Sometimes the hatred becomes the core of individual's mind. Everything revolves around the hatred and it consumes the individual. Logical mind driven by hatred typically becomes very illogical. The complexity of the world is reduced to overly simplistic formulas. Collective hatred leads to wars which are damaging to humanity.

Our minds are multifunctional. Many ideas and processes can occupy our mind. I see people switching from one vibration to another and this changes their personality radically. People who are driven by political hatred can also exist in many peaceful states (statuses) as well. A person can be good with family, but when the topic of politics is activated, the same person would be filled with hatred. So we harbor multiple states of personality, which can be invoked in our mind by certain ideas and vibrations. Often hatred is habitual, brought up by culture and can be easily changed by culture. Hatred depends strongly on opinion of peers. It is often a collective emotion. Same person can be strongly hating Jews in political discussion with other antisemites and be quite tolerant and friendly to Jews in presence of Jewish peers. I am quite empathic. In discussions with antisemites I feel their emotions and am able to even accept them (with limitations). Much of the logic of political antisemites is very coherent with my logic about the MIC. I see that they make mistake expanding the definition of Jews to MIC leaders which are radically distant from Jewish values and ideas, but this can be only a question of definitions. They define MIC as Jews and in this interpretation I can see their point. Antisemites can be also often classified as alternative thinkers and much of their culture is antiestablishment culture. On other hand, antisemites are supported by MIC. Antisemitism is a secret ideology of many (but not all) MIC workers and leaders. Many atrocities have been associated with antisemitism in distant and recent human past, so my empathic alignment with antisemitism is temporary and limited. I understand antisemites when I speak with them but I choose to take a neutral enlightened humanistic position. My understanding is that both Jews and other Semites and so called antisemites (anti-Jewish people) are tricked by MIC to fight each other providing MIC with opportunity to control the prices of oil, bring instability and fear to the world, to distract the world from peaceful development, lower the vibration of the collective mind, militarize many countries and to justify compensations for many secret MIC agents around the world. So hatred is used by mainstream culture to separate people.

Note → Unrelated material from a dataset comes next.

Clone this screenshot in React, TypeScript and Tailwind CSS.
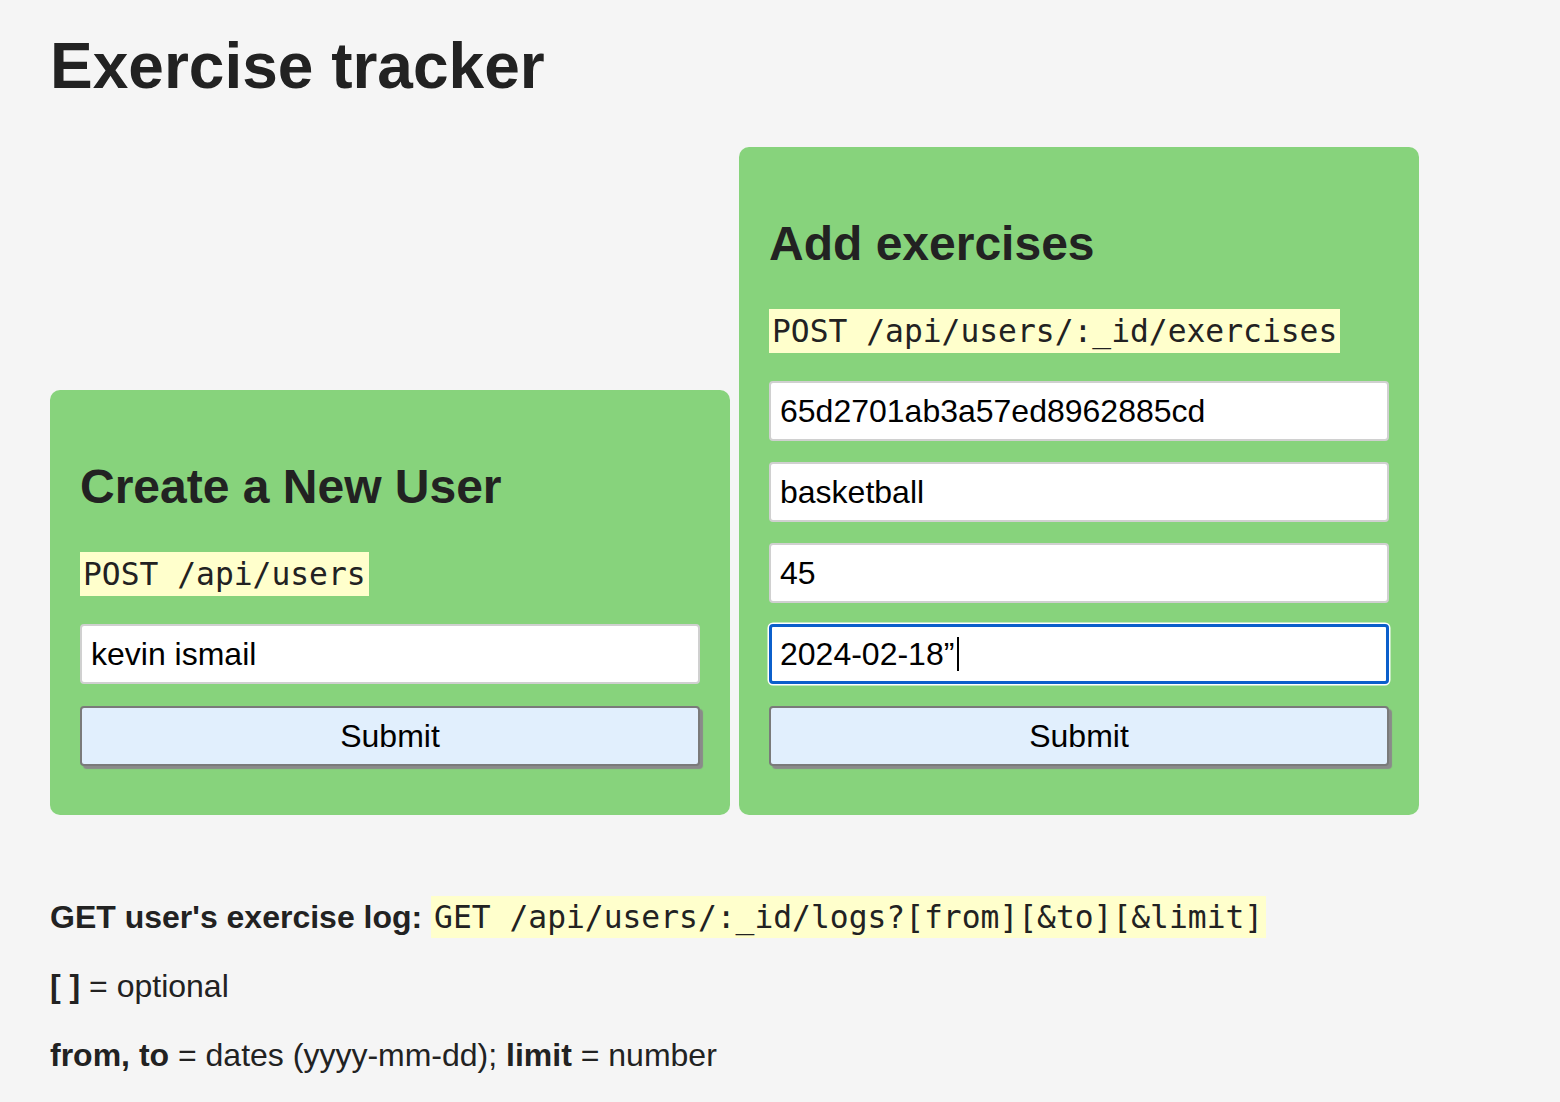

For me, hatred is more of a habitual nature. For example, I hate loud rap music. It is intrusive and often projects negative vibration. Some people feel good in this vibration, but I feel very dysfunctional to the extent of feeling emotional pain. So my hate for a specific music becomes an automatic reaction. When I am exposed to rap, I immediately start self-preservation activities - flee, or ask for reducing the volume or plug my years. There is an emotion involved but it is more an automatic protective reaction than emotion.

Currently, I am aware of my hatred emotions and successful in converting them to positive ones. But there was a time, when I hated another human, my close associate at work. I considered him evil and experienced an emotion of hatred towards him. When I was not thinking about him, I wasn't in a state of hatred but since I communicated with him on daily basis, the emotion was coming up often. At work meetings, my discontent about this coworker was obvious. Later, I realized the reasons for my hatred. I was under pressure for survival. It felt very real. At the time, I was new to America. I just escaped from serious troubles in Russia, where my children were underfed and our finances were extremely slim. At work I suffered from my poor knowledge of English and poor understanding of how things are done in America. Many of my skills and habits developed in Russia were not working anymore. My boss was under time pressure. He received a decent chunk of funding, and was under time pressure to produce the results. He actually used typical methods of MIC to induce separation and hatred in the lab. This allowed him a better control over people but undermined the ability of people to think and their positive motivation. Lab workers tried to bring a message across to him that more positive attitudes would greatly help the morale and we partially succeeded. It actually took an American student (who joined the lab for few months) to raise the moral in the lab and to teach all of us a more productive way of doing the work together. In many ways, our lab was a model of MIC-controlled world. There was fear, fighting for survival, competition, time pressure, opportunities, creativity, largely repressed, mainstream and alternative culture, brainwashing (during lab meetings), snitching, rewards and punishments, collective and individual delusions and deception. Nonetheless, out of many places where I worked, this was the place where I contributed most and our findings were most significant.